The basis of the geological structure is the Krkonoše – Jizera massif with a predominance of porphyritic granodiorite. Holocene sediments formed by its weathering products have modelled the flat terrain of the Jizerka basin. A completely unique phenomenon in the area is the large number of minerals found in the gravels of the Jizerka and especially its tributary the Sapphire Creek. Many of them are among the precious stones and their extraction in previous centuries made Jizerka a well known place. As well as sapphires, which gave the locality its name, other precious stones which were panned here include rubies, zircon, spinel, pleonast and many others. The typically black precious stone – ilmenite – was originally named after this locality as iserine. Predominantly histosols have formed on the poor bedrock. The active raised bogs in the NNR are among the most extensive in the Jizerské hory mountains and the peat layer is up to 450 cm in depth.

The extensive forest-free areas are an element which gives the reserve its character. The raised peatbog “meadows” have a well developed morphology, including peatbog pools, and the largest “meadows” are the Klugeho louka, Dlouhá louka and Vyhlídková louka. The forest-free floodplain of the Kyselé roviny (“Acidic flats”) stretches along the Jizerka highway with characteristic growths of matgrass (Nardus) and moor-grass (Molinia). In the past this area was used for extensive grazing. The predominant forest types in the NNR are peaty and waterlogged spruce stands. Pine scrubs on the peatbogs cover approximately 22 ha. Other interesting tree species include rowans (Sorbus aucuparia) and groups of Carpathian birch (Betula carpatica) and the unique presence of the dwarf juniper (Juniperus communis ssp.alpina).

The flora in the reserve is comprised of the peatbog species which are typical for the Jizerské hory mountains. Examples are bog sedge (Carex limosa), hare’s-tail cottongrass (Eriophorum vaginatum), common cottongrass (Eriophorum angustifolium), deergrass (Trichophorum caespitosum), round-leaved sundew (Dosera rotundifolia), bog whortleberry (Vaccinium uliginosum), marsh andromeda (Andromeda polifolia), the cranberry Oxycoccus palustris and crowberry (Empetrum nigrum). Of special significance are the rich populations of rannoch rush (Scheuchzeria palustris) and the extensive growths of cross-leaved heath (Erica tetralix) on the Klugeho louka meadow or the only locality where the inundated clubmoss (Lycopodiella inundata) grows in the Jizerské hory mountains.
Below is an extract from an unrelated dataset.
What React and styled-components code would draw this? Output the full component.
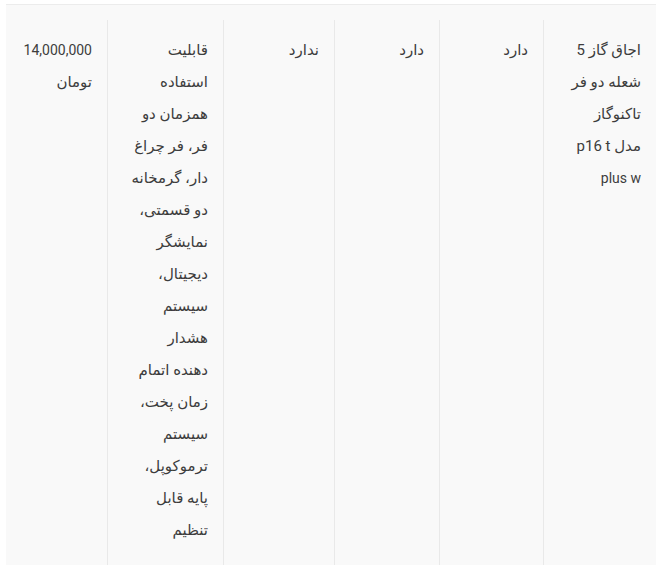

The animal populations here are also of species which are bound to the peatbogs and forest-free areas. Relict invertebrate species can be found here with many notable beetles, butterflies, dragonflies and spiders. Nesting bird species include the snipe (Capella galinago), scarlet rosefinch (Carpodacus erythrynus), redpoll (Carduelis flammea), meadow pipit (Anthus pratensis) and whinchat (Saxicola rubetra). The black grouse (Tetrao tetrix) is relatively common here and uses the open spaces on the peatbogs for its mating displays.
The environment in the NNR is very well preserved, even though it developed in close proximity to the glassmaking and later logging settlement of Jizerka. We have already mentioned the former grazing and the panning for precious stones in the stream gravel banks. The forests, especially those in the buffer zone have also been affected by forestry activity. A small forest railway line ran along the NW border of the NNR until the 1960s. Until the 1960s small quantities of peat were cut for balneological purposes for the nearby spa at Lázně Libverda. Today Jizerka is popular with tourists. Rašeliniště Jizerky NNR is accessible for the public along the marked Jizera highway but especially by following the themed nature trail Bukovec – Jizerka – Rašeliniště Jizerky. This trail will introduce you to the main natural and historical points of interest in the area. The active raised bog on the Vyhlídková louka is accessible along a wooden boardwalk. Visitors can obtain more information by visiting the small museum in the former school in Jizerka.